Henrietta Leavitt (1868-1921) encontró la “cinta métrica” para medir el cosmos, el sistema para calcular las distancias en el espacio. Aportación clave, dicho sea de paso, para que Edwin Hubble luego determinase que el universo se expande. Y lo consiguió teniendo prohibido siquiera rozar un telescopio, contratada para analizar fotografías en placas de vidrio en carácter de calculadora humana por el Observatorio astronómico de Harvard.
No hay persona que haya pisado el secundario que no recuerde la tabla periódica, que ordena los 118 elementos químicos según sus propiedades. Algunos de esos nombres, tan difíciles de pronunciar como de memorizar, siempre vienen a cuento de algo, o de alguien. El selenio, por ejemplo, rinde honor a Selene, la diosa luna; el paladio a Palas Atenea, deidad griega de la sabiduría. Y el meitnerio, elemento número 109, le hace justicia a una brillante matemática y física austríaca que superó incontables obstáculos (el no menor, escapar del nazismo): Lise Meitner (1878-1968), descubridora de la fisión nuclear, que se opuso rotundamente a su aplicación con fines bélicos. Una cruel ironía es que hoy muchos la recuerden como “la madre de la bomba nuclear”, justo a ella, que fue una de las pocas personas que se negó a participar del proyecto Manhattan cuando Estados Unidos daba los primeros pasos en esta terrible forma armamentística.
Por supuesto que Meitner también está en la muestra, junto a otras notables como la zoóloga brasileña Bertha Lutz, la química Rosalind Franklin (que identificó la estructura del ADN, a quien Nicole Kidman interpretó hace unos años en la obra del West End londinense Photograph 51, muy vitoreada), la astrofísica paquistaní Nergis Mavalvala, la física inglesa Jess Wade… O, mucho más lejos en el tiempo, María la Judía, llamada madre de la alquimia, cuyos escritos ardieron en la mítica Biblioteca de Alejandría, ciudad donde habría residido entre los siglos I y II. Si sobrevivió parte de su legado fue gracias a lo que recogería el erudito Zósimo de Panópolis hacia el año 300, advirtiendo que se le daban tan estupendamente los artilugios que inventó complejos aparatos destinados a la destilación y la sublimación de sustancias químicas (el kerotakis, el tribikos).

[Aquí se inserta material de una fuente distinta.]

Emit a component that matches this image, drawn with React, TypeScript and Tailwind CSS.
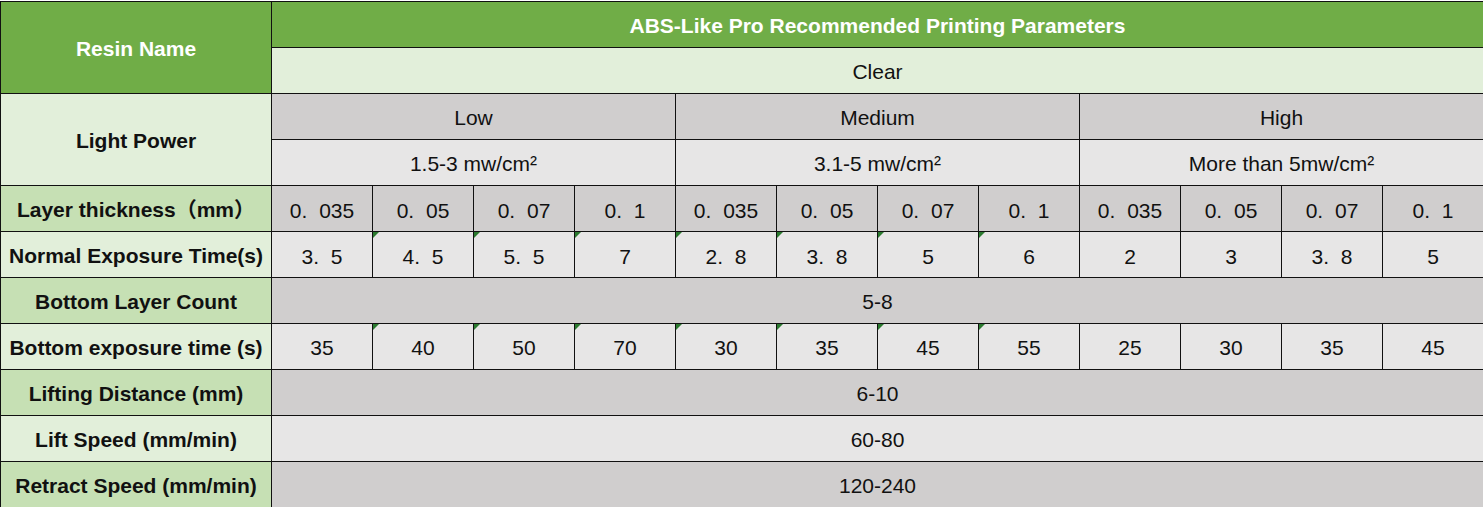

Acaso su contribución más popular sea, según cuenta la leyenda, el balneum mariae; o sea, el tan conocido en la cocina “baño María”.
Alcaine, licenciada en historia por la Universidad Autónoma de Barcelona, sabe que se quedó corta con el equipo de 24 ilustres, pero explica que la meta –al final del día–es que le pique el gusanillo al público para “averiguar, leer más sobre científicas a las que se les quiso quitar su voz, su nombre y su derecho a ser”. Pone el caso de Trotula de Salerno, nacida hacia 1110 en Italia, que “rompió tabúes con sus escritos médicos respecto de la menstruación y de la esterilidad masculina en la Edad Media. Suyo es uno de los tratados más importantes de la época en ginecología, que era consultado en universidades y por especialistas de toda Europa. Pero en los siglos XVIII y XIX se quiso negar su autoría, alegándose que Trotula fue, en realidad, Trotulo, puesto que ninguna mujer podría tener ese nivel de sapiencia”.